災害を想定した医療物資を搭載した箱を切り離して飛び去る物流専用ドローンAirTruck(おんたけ休暇村)


ドローン配送で置き配された医療物資を確認するおんたけ休暇村総務課の宮村課長(おんたけ休暇村)

エアロネクストとNEXT DELIVERYは1月7日、能登半島地震で被災した輪島市からの要請を受けた日本UAS産業振興協議会(JUIDA)の活動に参加し、同市内で孤立地域にドローンで医療物資などを輸送した。

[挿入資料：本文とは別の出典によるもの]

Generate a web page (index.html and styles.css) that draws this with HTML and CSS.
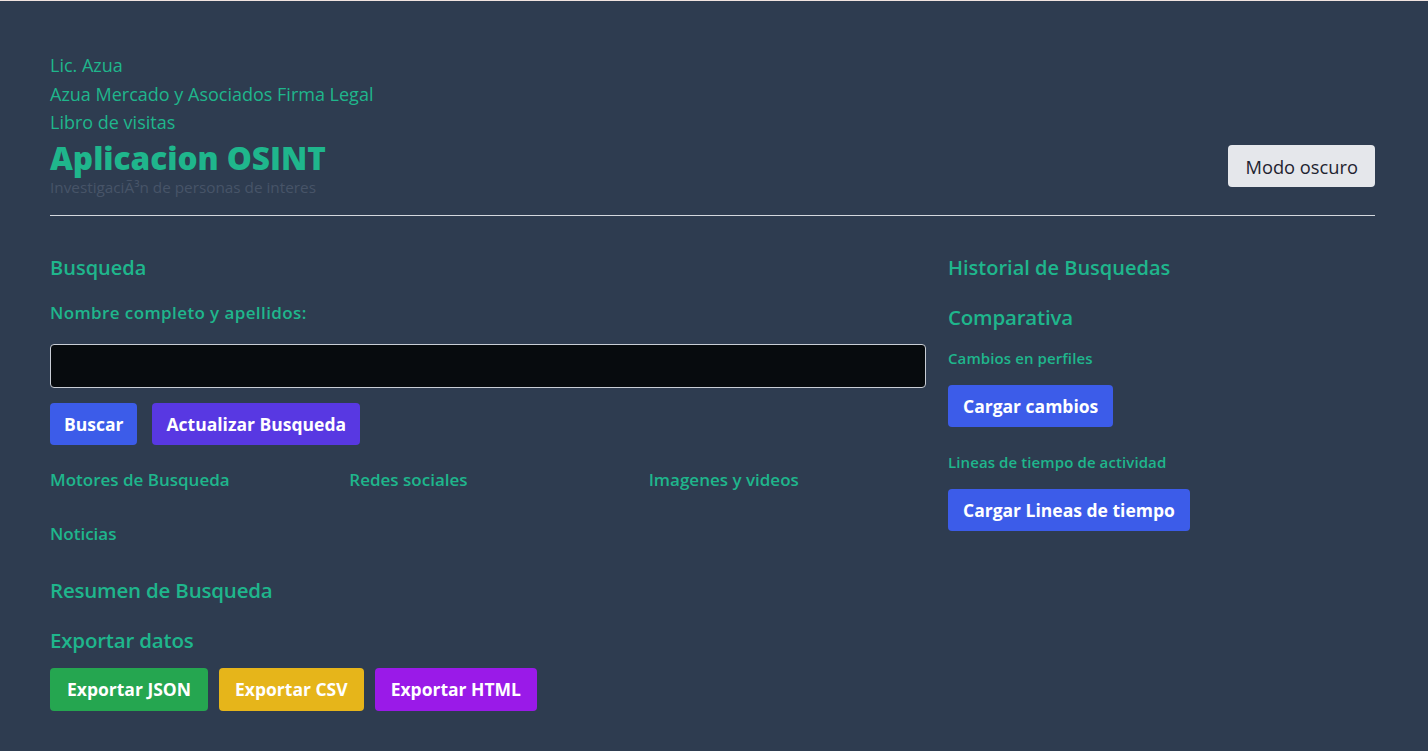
FILE: index.html
```html
<!DOCTYPE html>
<html lang="es">
<head>
<meta charset="utf-8">
<title>Aplicacion OSINT</title>
<link rel="stylesheet" href="styles.css">
</head>
<body>
<div class="page">
  <header class="header">
    <nav class="toplinks">
      <a class="toplink">Lic. Azua</a>
      <a class="toplink">Azua Mercado y Asociados Firma Legal</a>
      <a class="toplink">Libro de visitas</a>
    </nav>
    <div class="title-row">
      <div class="title-block">
        <h1 class="title">Aplicacion OSINT</h1>
        <p class="subtitle">InvestigaciÃ³n de personas de interes</p>
      </div>
      <button class="btn btn-light">Modo oscuro</button>
    </div>
  </header>
  <hr class="divider">
  <main class="main">
    <section class="left">
      <h2 class="heading h-first">Busqueda</h2>
      <label class="label">Nombre completo y apellidos:</label>
      <input class="input" type="text">
      <div class="btn-row">
        <button class="btn btn-blue">Buscar</button>
        <button class="btn btn-indigo">Actualizar Busqueda</button>
      </div>
      <div class="cats">
        <div class="cat">Motores de Busqueda</div>
        <div class="cat">Redes sociales</div>
        <div class="cat">Imagenes y videos</div>
        <div class="cat">Noticias</div>
      </div>
      <h2 class="heading h-resumen">Resumen de Busqueda</h2>
      <h2 class="heading h-export">Exportar datos</h2>
      <div class="btn-row export-row">
        <button class="btn btn-green">Exportar JSON</button>
        <button class="btn btn-yellow">Exportar CSV</button>
        <button class="btn btn-purple">Exportar HTML</button>
      </div>
    </section>
    <aside class="right">
      <h2 class="heading h-first">Historial de Busquedas</h2>
      <h2 class="heading h-comp">Comparativa</h2>
      <h3 class="subhead sh-first">Cambios en perfiles</h3>
      <button class="btn btn-blue btn-side">Cargar cambios</button>
      <h3 class="subhead sh-second">Lineas de tiempo de actividad</h3>
      <button class="btn btn-blue btn-side">Cargar Lineas de tiempo</button>
    </aside>
  </main>
</div>
</body>
</html>
```

FILE: styles.css
```css
* { box-sizing: border-box; }
html, body { margin: 0; padding: 0; }
body {
  background: #2e3c50;
  border-top: 1px solid #f1e4e0;
  font-family: "Open Sans", "Noto Sans", sans-serif;
  color: #1fb68c;
  min-height: 751px;
}
.page {
  padding: 50px 53px 0 50px;
}
.toplinks {
  display: flex;
  flex-direction: column;
  align-items: flex-start;
}
.toplink {
  font-size: 18px;
  line-height: 28.5px;
  color: #1fb68c;
  text-decoration: none;
}
.title-row {
  display: flex;
  justify-content: space-between;
  align-items: center;
}
.title {
  margin: 0;
  font-size: 31.5px;
  line-height: 41px;
  font-weight: 800;
  color: #1fb68c;
}
.subtitle {
  margin: 0;
  font-size: 15.3px;
  line-height: 18px;
  color: #475468;
}
.btn {
  border: none;
  border-radius: 4px;
  font-family: "Open Sans", "Noto Sans", sans-serif;
  font-weight: 700;
  font-size: 17.5px;
  color: #ffffff;
  height: 42px;
  padding: 0 14px;
  cursor: pointer;
}
.btn-light {
  background: #e5e7eb;
  color: #1f2430;
  font-weight: 400;
  font-size: 18.3px;
  padding: 0 17px;
}
.divider {
  border: none;
  border-top: 1px solid #d4d8de;
  margin: 19px 0 0 0;
}
.main {
  display: grid;
  grid-template-columns: 876px 1fr;
  column-gap: 22px;
  align-items: start;
}
.left, .right {
  display: flex;
  flex-direction: column;
  align-items: flex-start;
}
.heading {
  margin: 0;
  font-size: 20px;
  line-height: 24px;
  font-weight: 600;
  color: #1fb68c;
}
.h-first { margin-top: 40px; }
.label {
  margin-top: 21px;
  font-size: 17px;
  line-height: 24px;
  font-weight: 600;
  letter-spacing: 0.4px;
}
.input {
  margin-top: 19px;
  width: 100%;
  height: 44px;
  background: #070b0e;
  border: 1px solid #c9ced6;
  border-radius: 4px;
}
.btn-row {
  display: flex;
  gap: 15px;
  margin-top: 15px;
}
.btn-blue { background: #3c5ce9; }
.btn-indigo { background: #5838e2; }
.btn-green { background: #25a650; }
.btn-yellow { background: #e6b51a; }
.btn-purple { background: #9a1ae8; }
.cats {
  width: 100%;
  display: grid;
  grid-template-columns: repeat(3, 1fr);
  column-gap: 22px;
  row-gap: 30px;
  margin-top: 23px;
}
.cat {
  font-size: 17px;
  line-height: 24px;
  font-weight: 600;
}
.h-resumen {
  margin-top: 31px;
  font-size: 20.5px;
  line-height: 26px;
  letter-spacing: -0.2px;
}
.h-export {
  margin-top: 24px;
  font-size: 20.5px;
  line-height: 26px;
  letter-spacing: -0.2px;
}
.export-row {
  gap: 11px;
}
.export-row .btn { height: 43px; padding: 0 16px; }
.export-row .btn-green { padding: 0 17px; }
.h-comp { margin-top: 24px; font-size: 20.5px; line-height: 26px; letter-spacing: -0.2px; }
.subhead {
  margin: 0;
  font-size: 15px;
  line-height: 20px;
  font-weight: 600;
  letter-spacing: 0.1px;
}
.sh-first { margin-top: 18px; }
.sh-second { margin-top: 25px; }
.btn-side { margin-top: 17px; }
.right .btn-side { padding: 0 15px; }
```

災害時にドローンを活用して物資を被災地に届ける試みは国内で初めて。

今回、王滝村の実証実験でも能登半島地震の被災地で使用した、エアロネクストがACSLと共同開発した物流専用ドローン「AirTruck(エアトラック)」を使用し、災害時に関する課題の解決策を探った。

実証実験では、おんたけ休暇村と王滝村中心地をつなぐ道路が災害で寸断されると陸路で行き来することが困難になることを想定し、崩越地域のテニスコートからおんたけ休暇村間を飛行。機体はAirTruckを投入し、機体の制御にはKDDIスマートドローンが開発した、モバイル通信を用いて機体の遠隔制御・自律飛行を可能にするサービス「スマートドローンツールズ」の運航管理システムを使った。

2月7日の報道関係者への公開では、崩越テニスコートからおんたけ休暇村までの片道約10㎞・約21分を、医療物資を搭載し、無事ドローンで空輸した。

今回の実証実験は一般社団法人環境普及機構により、「令和4年度(2022年度)二酸化炭素排出抑制対策事業費等補助金交付対象事業(社会変革と物流脱炭素化を同時実現する先進技術導入促進事業)」として採択された。